When you hear about the existence of the federal gift tax, you may wonder if it is possible to give tax-free gifts to your children. The answer is yes and no.
A Look at the Gift Tax
The gift tax exists to close a loophole. The estate tax was first implemented in 1916. Originally, there was no gift tax to go along with it. As a result, people who were exposed to the estate tax gave away assets while they were living to avoid the death tax.
As a response, the gift tax was implemented a few years later. After a brief repeal it returned, and it has been in place ever since.
When you give gifts to your children they are taxable, but there are credits or exclusions. The only relative that you have that is completely exempt from the gift tax is your spouse. You can give unlimited gifts to your spouse free of transfer taxes.

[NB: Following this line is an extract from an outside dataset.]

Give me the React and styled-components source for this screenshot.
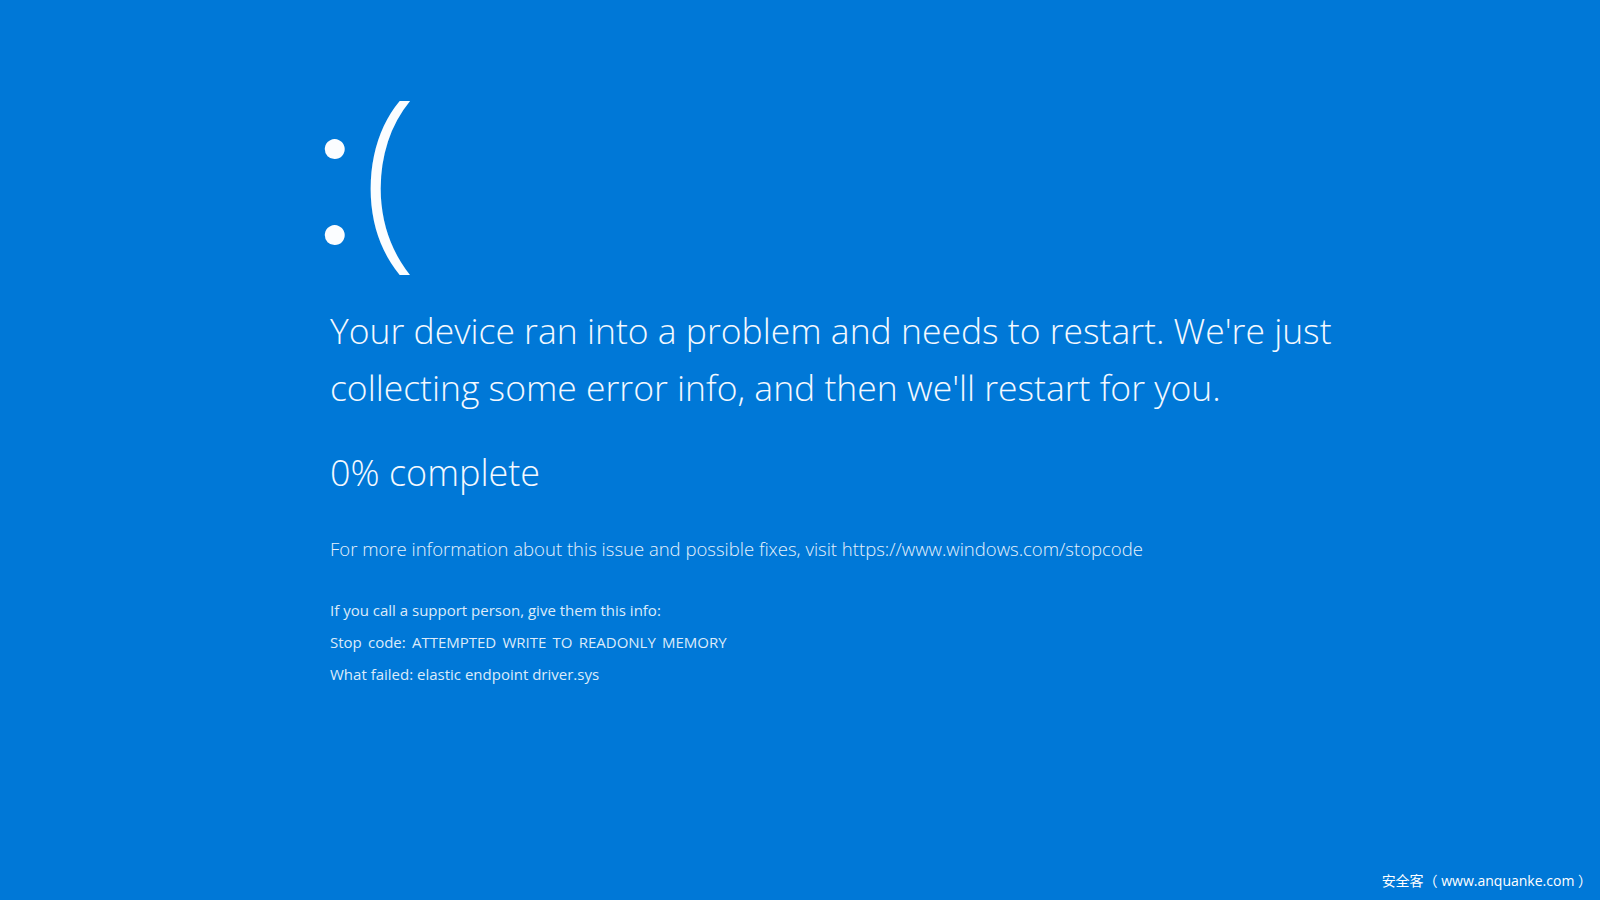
import styled, { createGlobalStyle } from 'styled-components'

const GlobalStyle = createGlobalStyle`
  html, body {
    margin: 0;
    padding: 0;
    background: #0078d7;
  }
  body {
    font-family: "Open Sans", "Noto Sans", sans-serif;
    color: #f4f9ff;
  }
`

const Screen = styled.div`
  position: relative;
  width: 1600px;
  height: 900px;
  overflow: hidden;
  background: #0078d7;
  box-sizing: border-box;
  padding: 68px 0 0 330px;
  display: flex;
  flex-direction: column;
`

const Face = styled.div`
  display: flex;
  align-items: center;
  height: 200px;
  font-weight: 300;
  line-height: 1;
  color: #fbfdff;
  user-select: none;
`

const Eyes = styled.span`
  font-family: Lato, "Open Sans", sans-serif;
  font-weight: 300;
  font-size: 215px;
  margin: -16px 0 0 -21px;
`

const Mouth = styled.span`
  font-size: 199px;
  margin: -6px 0 0 2px;
`

const Message = styled.p`
  margin: 34px 0 0;
  font-size: 35.5px;
  font-weight: 300;
  line-height: 57px;
  white-space: nowrap;
`

const Progress = styled.p`
  margin: 37px 0 0;
  font-size: 36px;
  font-weight: 300;
  line-height: 40px;
`

const MoreInfo = styled.p`
  margin: 46px 0 0;
  font-size: 18.5px;
  font-weight: 300;
  line-height: 20px;
  color: #e6f1fc;
`

const Details = styled.div`
  margin-top: 35px;
  display: flex;
  flex-direction: column;
`

const Detail = styled.p`
  margin: 0;
  font-size: 15px;
  line-height: 32px;
  color: #dcebfa;
  word-spacing: ${(p) => (p.$wide ? '2.3px' : '0')};
`

const Watermark = styled.span`
  position: absolute;
  right: 8px;
  bottom: 10px;
  font-family: "Open Sans", "Noto Sans CJK SC", sans-serif;
  font-size: 14px;
  color: #ffffff;
  white-space: pre;
`

export default function App() {
  return (
    <>
      <GlobalStyle />
      <Screen>
        <Face>
          <Eyes>:</Eyes>
          <Mouth>(</Mouth>
        </Face>
        <Message>
          Your device ran into a problem and needs to restart. We're just
          <br />
          collecting some error info, and then we'll restart for you.
        </Message>
        <Progress>0% complete</Progress>
        <MoreInfo>
          For more information about this issue and possible fixes, visit https://www.windows.com/stopcode
        </MoreInfo>
        <Details>
          <Detail>If you call a support person, give them this info:</Detail>
          <Detail $wide>Stop code: ATTEMPTED WRITE TO READONLY MEMORY</Detail>
          <Detail>What failed: elastic endpoint driver.sys</Detail>
        </Details>
        <Watermark>安全客（ www.anquanke.com ）</Watermark>
      </Screen>
    </>
  )
}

Unified Gift and Estate Tax Exclusion
The gift tax and the estate tax are unified, and there is a unified credit or exclusion. The amount of this exclusion in 2014 is $5.34 million.
You could arrange for a total of as much as $5.34 million to be transferred tax-free, whether the transfers take place while you are living or after you pass away. This is why most people don’t have to worry about transfer taxes.
Annual Gift Tax Exclusion
In addition to the unified lifetime gift and estate tax exclusion, there is an annual gift tax exclusion. This exclusion allows each taxpayer to give as much as $14,000 to any number of individual gift recipients within a calendar year free of the gift tax.
To be absolutely clear, gifts that you give using this annual gift tax exclusion would not reduce the amount of your available unified gift and estate tax exclusion. You would only be using a portion of your unified lifetime exclusion if you gave a tax-free gift to someone within a calendar year that exceeded $14,000 in value.
Getting back to the question of whether or not you can give tax-free gifts to your children, you could certainly do this using the annual gift tax exclusion, even if you are ultimately going to be exposed to the estate tax.
Utilization of this annual gift tax exclusion is something that is commonly done by those who are looking for tax efficiency. You can use the annual exclusion to give gifts over an extended period of time in a tax-free manner.
When you do this you are getting money into the hands of those who would otherwise be inheriting it tax-free. As you do so, you are reducing the value of your estate, and this has positive long-term tax consequences.